Deutsches Q3-BIP – ein Ausreißer nach oben

Der unerwartete Anstieg des deutschen Bruttoinlandsprodukts im dritten Quartal um 0,2% dürfte ein Ausreißer nach oben sein.

people___profile_24_outline
Dr. Jörg Krämer

Commerzbank Economic Research

30.10.2024

Die seit dem Frühjahr fallenden Frühindikatoren wie das Ifo-Geschäftsklima deuten unverändert auf ein schwieriges Winterhalbjahr. Danach dürfte es wegen der Hiobsbotschaften aus der wichtigen Autoindustrie und der jahrelangen Erosion der Standortqualität nur zögerlich nach oben gehen. Für 2025 rechnen wir nur mit einem mageren Plus von 0,2%.

Das deutsche Bruttoinlandsprodukt ist im dritten gegenüber dem zweiten Quartal unerwartet um 0,2% gestiegen (Konsens & Commerzbank: -0,1%). Das Statistische Bundesamt verwies auf starke staatliche und private Konsumausgaben.

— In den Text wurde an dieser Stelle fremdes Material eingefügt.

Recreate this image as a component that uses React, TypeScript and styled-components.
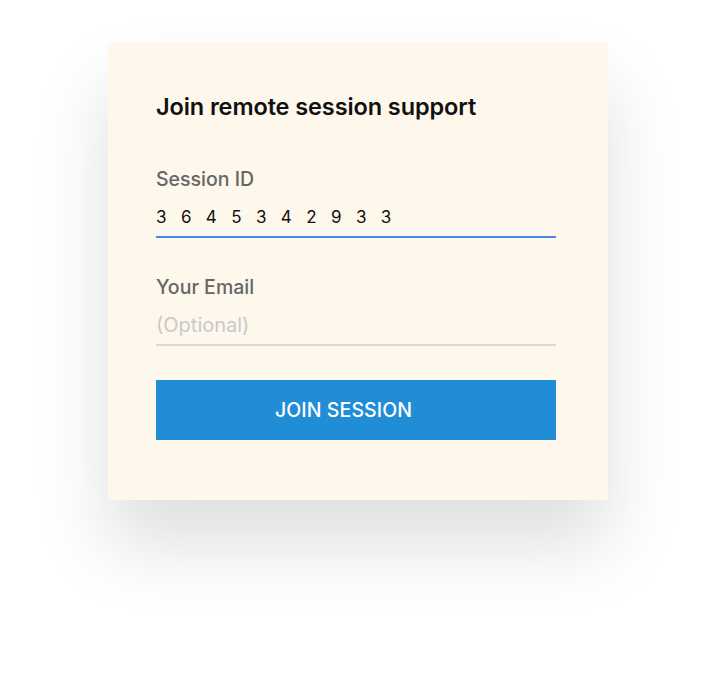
import React from "react";
import styled, { createGlobalStyle } from "styled-components";

const GlobalStyle = createGlobalStyle`
    html, body {
        margin: 0;
        padding: 0;
        background: #ffffff;
    }
    body {
        font-family: Inter, "Noto Sans", "Liberation Sans", sans-serif;
    }
`;

const Page = styled.div`
    width: 716px;
    height: 674px;
    padding-top: 42px;
    padding-left: 108px;
    box-sizing: border-box;
`;

const Card = styled.div`
    width: 500px;
    height: 458px;
    box-sizing: border-box;
    padding: 51px 52px 60px 48px;
    background: #fef7ec;
    box-shadow: 0 45px 70px rgba(0, 0, 0, 0.13);
    display: flex;
    flex-direction: column;
`;

const Title = styled.h2`
    margin: 0 0 46px;
    font-size: 23.5px;
    line-height: 28px;
    font-weight: 600;
    color: #111111;
    letter-spacing: -0.1px;
`;

const Field = styled.div<{ $gapAfter: number }>`
    display: flex;
    flex-direction: column;
    gap: 14px;
    margin-bottom: ${(p) => p.$gapAfter}px;
`;

const Label = styled.label`
    font-size: 19.5px;
    line-height: 24px;
    font-weight: 500;
    color: #666666;
`;

const Input = styled.div<{ $active?: boolean; $placeholder?: boolean }>`
    height: 24px;
    padding-bottom: 7px;
    font-size: ${(p) => (p.$placeholder ? "20px" : "17px")};
    line-height: 24px;
    color: ${(p) => (p.$placeholder ? "#c9c9c9" : "#111111")};
    letter-spacing: ${(p) => (p.$placeholder ? "0" : "14.4px")};
    border-bottom: 2px solid ${(p) => (p.$active ? "#4a86e6" : "#d9d9d9")};
`;

const Button = styled.button`
    flex-shrink: 0;
    width: 400px;
    height: 60px;
    border: none;
    padding: 0 25px 0 0;
    background: #218dd6;
    color: #ffffff;
    font-family: inherit;
    font-size: 19.5px;
    font-weight: 500;
    letter-spacing: 0.1px;
    cursor: pointer;
`;

export default function App() {
    return (
        <>
            <GlobalStyle />
            <Page>
                <Card>
                    <Title>Join remote session support</Title>
                    <Field $gapAfter={37}>
                        <Label>Session ID</Label>
                        <Input $active>3645342933</Input>
                    </Field>
                    <Field $gapAfter={34}>
                        <Label>Your Email</Label>
                        <Input $placeholder>(Optional)</Input>
                    </Field>
                    <Button>JOIN SESSION</Button>
                </Card>
            </Page>
        </>
    );
}
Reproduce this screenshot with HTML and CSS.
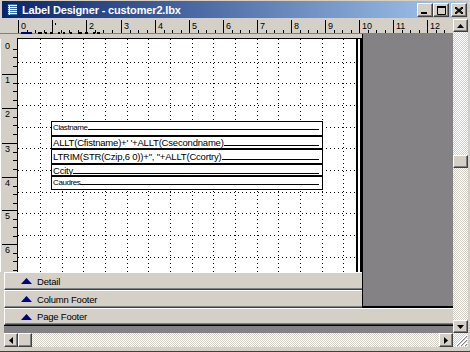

Q2 deutlich nach unten revidiert

Das unerwartete Plus im dritten Quartal wird durch die deutliche Abwärtsrevision des zweiten Quartals (-0,3% statt bisher -0,1%) relativiert. Entsprechend verbessert sich die Ausgangsbasis für die 2025er Prognose nur um 0,1%.

Ein Ausreißer nach oben

Wegen der seit dem Sommer fallenden Frühindikatoren war für das dritte Quartal nicht mit einem Plus beim Bruttoinlandsprodukt zu rechnen. Wir betrachten den überraschenden Anstieg deshalb als Ausreißer nach oben, der wohl auch eine Gegenbewegung zum revidierten deutlichen Minus im zweiten Quartal ist.Besser können wir das beurteilen, wenn die Statistiker am 22. November auch die Zahlen für die Nachfragekomponenten des Bruttoinlandsprodukts veröffentlichen.

Ein schwieriges Winterhalbjahr gefolgt von einer blutleeren Aufwärtsbewegung

Die seit dem Sommer in der Grundtendenz fallenden Stimmungsindikatoren sprechen unverändert für ein schwieriges Winterhalbjahr. Aber danach müsste eigentlich eine konjunkturelle Erholung anstehen. Schließlich liegen die EZB-Zinserhöhungen dann anderthalb Jahre zurück, und die EZB hat längst den Zinssenkungszyklus eingeleitet. Außerdem sind mittlerweile rund zwei Drittel des Energiepreisanstiegs von 2022 rückgängig gemacht.

Aber die konjunkturellen Aufwärtskräfte werden durch die ungelösten, tiefgreifenden Strukturprobleme der deutschen Wirtschaft massiv überlagert. Dabei geht es nicht nur um die schlechte Lage der äußerst wichtigen Autoindustrie, die unter dem Aufeinandertreffen verschiedener Probleme (Absatzflaute in China, politisch forcierte Elektrifizierung, Verunsicherung der Konsumenten etc.) leidet. Darüberhinaus sind die Unternehmen auch außerhalb der Automobilwirtschaft tief verunsichert, weil die Bundesregierung die seit den Merkel-Jahren zu beobachtende Erosion der Standortqulität nicht entschieden angeht und eine konsistente Reformpolitik nicht in Sicht ist. Deshalb rechnen wir ab dem Frühjahr nur mit einer blutleeren Aufwärtsbewegung. Für das gesamte Jahr 2025 prognostizieren wir ein mageres Plus von 0,2% (2024: -0,2%).